> [TASK DETAILS]
Nothing but the lines from the line with "Convert this screenshot" to the line with "import React from 'react'", both included, is to be repeated, and those exactly. Leave out the pictures.

> [MATERIAL]
"""

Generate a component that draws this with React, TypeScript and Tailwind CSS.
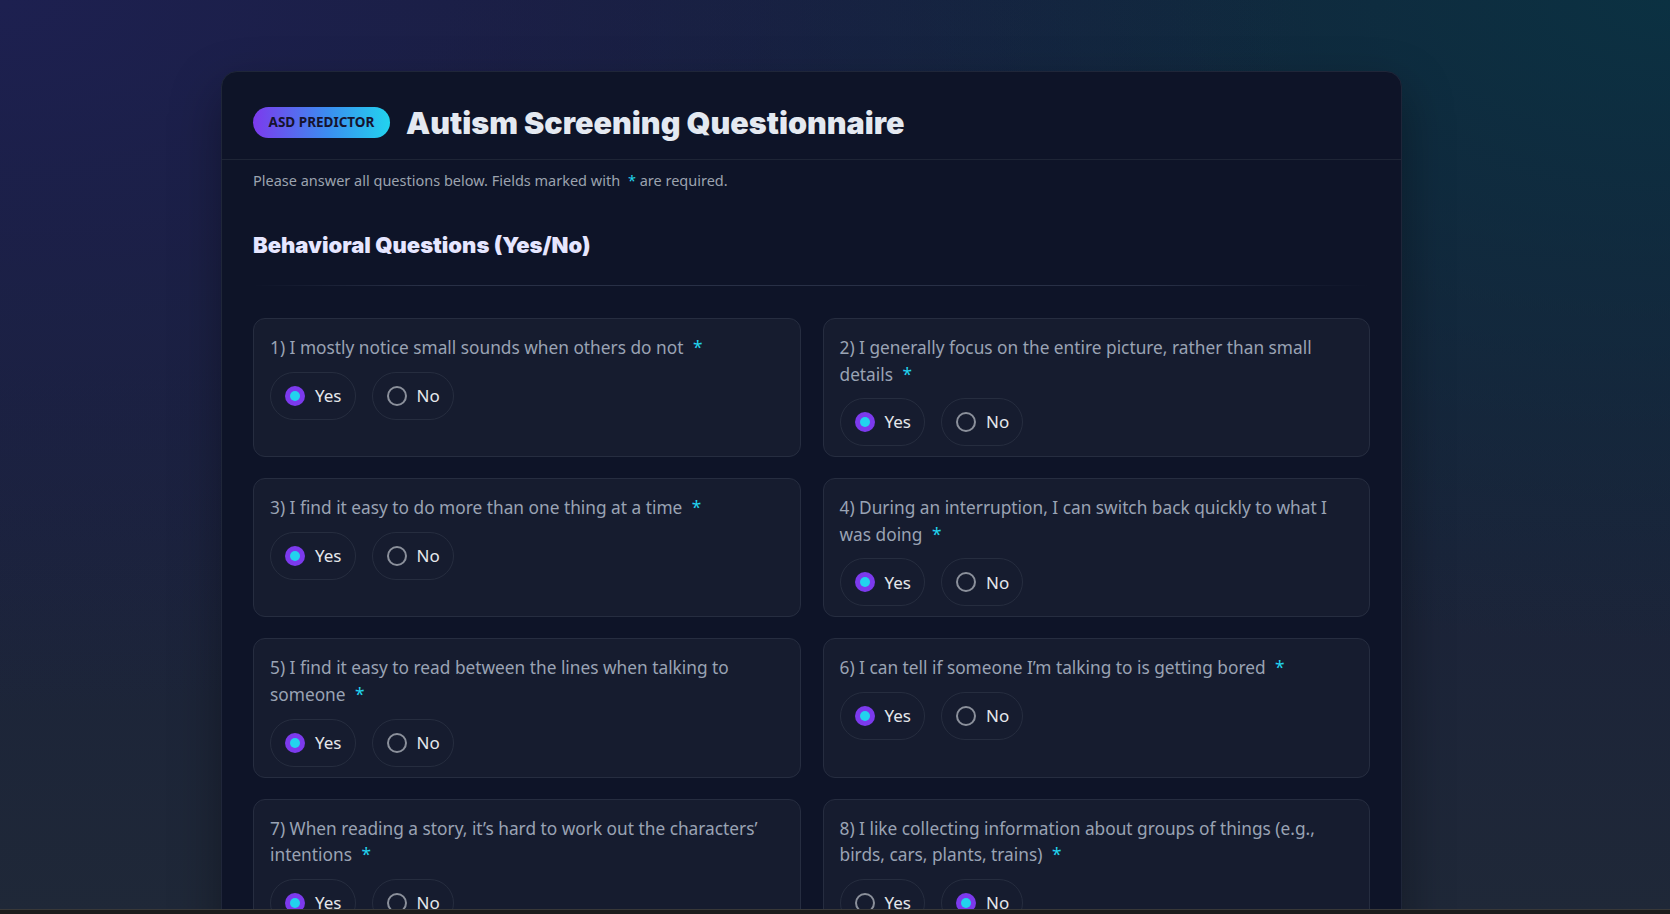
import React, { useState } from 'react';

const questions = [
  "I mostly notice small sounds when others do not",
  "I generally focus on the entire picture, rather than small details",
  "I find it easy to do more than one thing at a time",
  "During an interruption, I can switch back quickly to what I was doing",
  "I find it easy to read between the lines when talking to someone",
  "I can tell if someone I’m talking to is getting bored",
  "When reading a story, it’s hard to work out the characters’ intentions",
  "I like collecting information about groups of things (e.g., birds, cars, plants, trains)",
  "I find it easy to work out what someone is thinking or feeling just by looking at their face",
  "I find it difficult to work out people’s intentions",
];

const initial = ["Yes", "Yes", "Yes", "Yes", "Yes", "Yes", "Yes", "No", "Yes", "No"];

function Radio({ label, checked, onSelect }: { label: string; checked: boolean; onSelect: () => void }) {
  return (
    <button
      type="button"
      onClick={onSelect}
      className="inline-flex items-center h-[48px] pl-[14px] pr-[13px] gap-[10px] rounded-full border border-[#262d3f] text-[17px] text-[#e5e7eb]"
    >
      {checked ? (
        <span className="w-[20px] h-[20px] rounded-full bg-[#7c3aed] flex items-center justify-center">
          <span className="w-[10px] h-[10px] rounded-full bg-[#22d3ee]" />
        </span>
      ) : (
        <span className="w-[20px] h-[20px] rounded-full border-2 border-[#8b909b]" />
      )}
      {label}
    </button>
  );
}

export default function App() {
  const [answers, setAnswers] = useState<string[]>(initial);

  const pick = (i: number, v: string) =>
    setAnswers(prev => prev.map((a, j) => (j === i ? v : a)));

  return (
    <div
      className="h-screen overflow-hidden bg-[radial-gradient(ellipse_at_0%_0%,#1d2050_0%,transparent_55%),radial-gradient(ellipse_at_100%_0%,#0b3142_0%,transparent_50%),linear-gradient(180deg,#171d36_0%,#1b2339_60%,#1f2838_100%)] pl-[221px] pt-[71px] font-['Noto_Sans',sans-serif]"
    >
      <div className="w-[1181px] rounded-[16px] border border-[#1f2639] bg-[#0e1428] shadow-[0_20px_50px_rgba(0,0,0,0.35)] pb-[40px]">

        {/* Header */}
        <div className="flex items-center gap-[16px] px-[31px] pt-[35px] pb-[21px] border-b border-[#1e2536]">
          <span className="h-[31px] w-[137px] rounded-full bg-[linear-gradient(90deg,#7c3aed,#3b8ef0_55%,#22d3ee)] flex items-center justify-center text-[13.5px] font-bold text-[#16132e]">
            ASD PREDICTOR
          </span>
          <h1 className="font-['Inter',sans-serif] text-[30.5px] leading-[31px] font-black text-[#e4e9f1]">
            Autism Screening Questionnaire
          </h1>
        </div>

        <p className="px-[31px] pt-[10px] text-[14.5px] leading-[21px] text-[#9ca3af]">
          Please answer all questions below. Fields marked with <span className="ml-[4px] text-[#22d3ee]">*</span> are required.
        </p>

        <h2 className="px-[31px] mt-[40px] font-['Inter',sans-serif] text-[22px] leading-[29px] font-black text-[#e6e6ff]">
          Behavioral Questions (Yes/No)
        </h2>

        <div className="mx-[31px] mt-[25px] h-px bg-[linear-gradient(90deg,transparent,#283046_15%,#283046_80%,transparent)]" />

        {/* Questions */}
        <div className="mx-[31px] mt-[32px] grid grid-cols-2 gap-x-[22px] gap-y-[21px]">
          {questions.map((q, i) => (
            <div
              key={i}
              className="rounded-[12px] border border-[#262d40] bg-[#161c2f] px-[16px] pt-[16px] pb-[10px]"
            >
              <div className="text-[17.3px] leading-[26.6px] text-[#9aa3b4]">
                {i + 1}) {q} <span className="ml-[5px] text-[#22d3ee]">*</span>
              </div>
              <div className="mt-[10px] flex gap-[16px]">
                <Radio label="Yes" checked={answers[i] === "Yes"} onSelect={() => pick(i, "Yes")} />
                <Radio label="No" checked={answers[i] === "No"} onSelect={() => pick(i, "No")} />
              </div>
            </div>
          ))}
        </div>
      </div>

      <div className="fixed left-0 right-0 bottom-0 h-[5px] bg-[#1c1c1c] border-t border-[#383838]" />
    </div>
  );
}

"""
"""

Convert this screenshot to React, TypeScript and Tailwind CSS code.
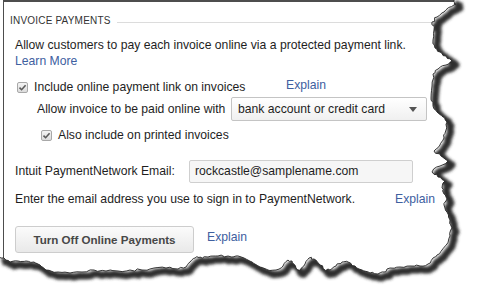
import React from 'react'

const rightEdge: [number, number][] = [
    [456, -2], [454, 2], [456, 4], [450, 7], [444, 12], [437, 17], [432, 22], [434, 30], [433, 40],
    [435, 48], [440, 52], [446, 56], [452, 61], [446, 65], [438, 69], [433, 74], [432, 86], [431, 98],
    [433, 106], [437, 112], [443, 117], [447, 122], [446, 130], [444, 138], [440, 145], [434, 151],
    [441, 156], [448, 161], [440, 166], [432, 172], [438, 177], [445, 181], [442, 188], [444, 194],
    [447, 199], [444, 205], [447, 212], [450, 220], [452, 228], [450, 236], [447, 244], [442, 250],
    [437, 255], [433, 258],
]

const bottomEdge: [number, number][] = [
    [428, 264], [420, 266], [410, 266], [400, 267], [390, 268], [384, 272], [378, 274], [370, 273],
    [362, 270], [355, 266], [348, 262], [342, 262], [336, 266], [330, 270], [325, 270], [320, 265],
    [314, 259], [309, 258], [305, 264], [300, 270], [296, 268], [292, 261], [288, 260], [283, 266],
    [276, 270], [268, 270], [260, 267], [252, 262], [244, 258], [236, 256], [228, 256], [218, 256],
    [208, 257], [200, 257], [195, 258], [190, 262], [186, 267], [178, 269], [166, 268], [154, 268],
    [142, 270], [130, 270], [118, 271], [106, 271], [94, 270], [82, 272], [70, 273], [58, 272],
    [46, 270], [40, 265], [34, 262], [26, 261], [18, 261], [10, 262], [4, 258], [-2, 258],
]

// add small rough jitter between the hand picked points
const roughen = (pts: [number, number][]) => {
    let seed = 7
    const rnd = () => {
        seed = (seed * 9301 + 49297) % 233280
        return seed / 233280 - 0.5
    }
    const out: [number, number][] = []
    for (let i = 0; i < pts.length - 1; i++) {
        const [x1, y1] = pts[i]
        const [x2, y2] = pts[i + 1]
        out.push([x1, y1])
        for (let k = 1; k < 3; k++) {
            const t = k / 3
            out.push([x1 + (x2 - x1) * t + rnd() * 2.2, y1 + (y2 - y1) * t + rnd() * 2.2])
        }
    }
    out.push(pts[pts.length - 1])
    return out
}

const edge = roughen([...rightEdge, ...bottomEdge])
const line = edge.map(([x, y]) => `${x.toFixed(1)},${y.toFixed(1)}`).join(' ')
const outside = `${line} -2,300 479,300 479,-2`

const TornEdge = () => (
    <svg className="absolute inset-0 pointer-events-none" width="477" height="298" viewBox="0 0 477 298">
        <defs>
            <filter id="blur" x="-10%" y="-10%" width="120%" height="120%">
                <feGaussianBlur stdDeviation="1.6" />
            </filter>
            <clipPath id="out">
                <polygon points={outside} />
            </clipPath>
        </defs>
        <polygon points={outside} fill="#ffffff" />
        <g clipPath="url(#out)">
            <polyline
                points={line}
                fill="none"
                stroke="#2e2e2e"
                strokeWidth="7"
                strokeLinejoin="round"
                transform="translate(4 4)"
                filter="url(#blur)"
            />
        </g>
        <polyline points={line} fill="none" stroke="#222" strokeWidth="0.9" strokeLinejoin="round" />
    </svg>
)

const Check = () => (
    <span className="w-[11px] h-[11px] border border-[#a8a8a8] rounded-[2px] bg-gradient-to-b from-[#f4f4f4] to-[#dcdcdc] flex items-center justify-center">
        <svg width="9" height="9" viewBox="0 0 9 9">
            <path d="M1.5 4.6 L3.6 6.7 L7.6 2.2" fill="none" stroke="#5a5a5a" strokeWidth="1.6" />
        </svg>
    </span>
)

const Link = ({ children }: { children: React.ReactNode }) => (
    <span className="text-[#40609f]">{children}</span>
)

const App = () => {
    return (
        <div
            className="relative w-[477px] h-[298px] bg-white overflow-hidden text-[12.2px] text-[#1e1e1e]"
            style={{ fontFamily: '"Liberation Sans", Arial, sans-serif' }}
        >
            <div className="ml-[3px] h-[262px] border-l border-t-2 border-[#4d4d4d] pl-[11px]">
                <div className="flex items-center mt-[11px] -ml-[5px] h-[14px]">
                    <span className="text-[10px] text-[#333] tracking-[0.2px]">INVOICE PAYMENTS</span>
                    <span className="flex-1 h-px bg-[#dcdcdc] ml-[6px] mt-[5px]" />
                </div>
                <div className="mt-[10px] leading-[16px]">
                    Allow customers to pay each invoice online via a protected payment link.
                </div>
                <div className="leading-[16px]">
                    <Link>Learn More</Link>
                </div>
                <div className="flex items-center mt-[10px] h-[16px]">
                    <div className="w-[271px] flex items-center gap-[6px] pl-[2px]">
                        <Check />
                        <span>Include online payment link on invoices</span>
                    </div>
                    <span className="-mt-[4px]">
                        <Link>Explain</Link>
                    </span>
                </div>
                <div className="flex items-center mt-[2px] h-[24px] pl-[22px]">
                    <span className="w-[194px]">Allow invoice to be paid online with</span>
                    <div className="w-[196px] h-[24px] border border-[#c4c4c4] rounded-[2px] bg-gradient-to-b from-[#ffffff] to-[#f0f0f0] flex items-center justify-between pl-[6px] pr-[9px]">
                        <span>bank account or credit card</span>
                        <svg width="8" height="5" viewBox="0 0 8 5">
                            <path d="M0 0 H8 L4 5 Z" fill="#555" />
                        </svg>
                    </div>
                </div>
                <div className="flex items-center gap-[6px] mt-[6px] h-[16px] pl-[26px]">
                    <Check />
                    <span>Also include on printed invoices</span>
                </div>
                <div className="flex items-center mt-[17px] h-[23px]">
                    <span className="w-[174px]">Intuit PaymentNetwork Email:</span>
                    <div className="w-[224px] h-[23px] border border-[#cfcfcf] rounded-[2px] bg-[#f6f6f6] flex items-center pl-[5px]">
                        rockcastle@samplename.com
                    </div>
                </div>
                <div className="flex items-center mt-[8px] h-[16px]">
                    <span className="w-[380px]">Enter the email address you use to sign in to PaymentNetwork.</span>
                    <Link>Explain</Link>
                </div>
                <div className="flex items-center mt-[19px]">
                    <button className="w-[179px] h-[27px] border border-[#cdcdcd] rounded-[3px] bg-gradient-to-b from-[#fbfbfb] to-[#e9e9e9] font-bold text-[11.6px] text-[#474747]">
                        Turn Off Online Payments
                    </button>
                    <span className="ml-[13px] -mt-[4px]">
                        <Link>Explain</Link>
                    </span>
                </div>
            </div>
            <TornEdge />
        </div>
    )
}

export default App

"""
"""

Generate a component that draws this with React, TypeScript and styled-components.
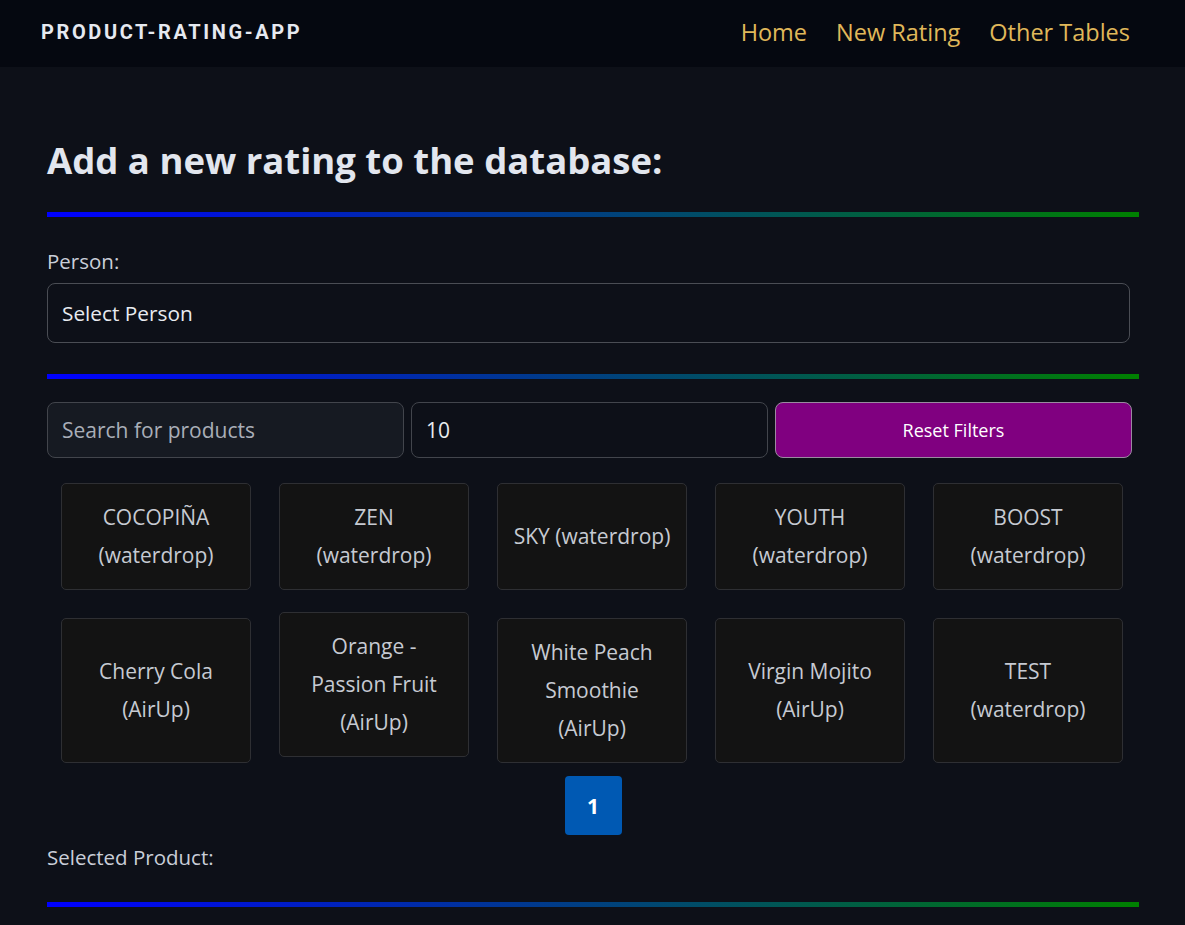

"""

> [WRITTEN SOLUTION]
Convert this screenshot to React, TypeScript and Tailwind CSS code.
import React from 'react'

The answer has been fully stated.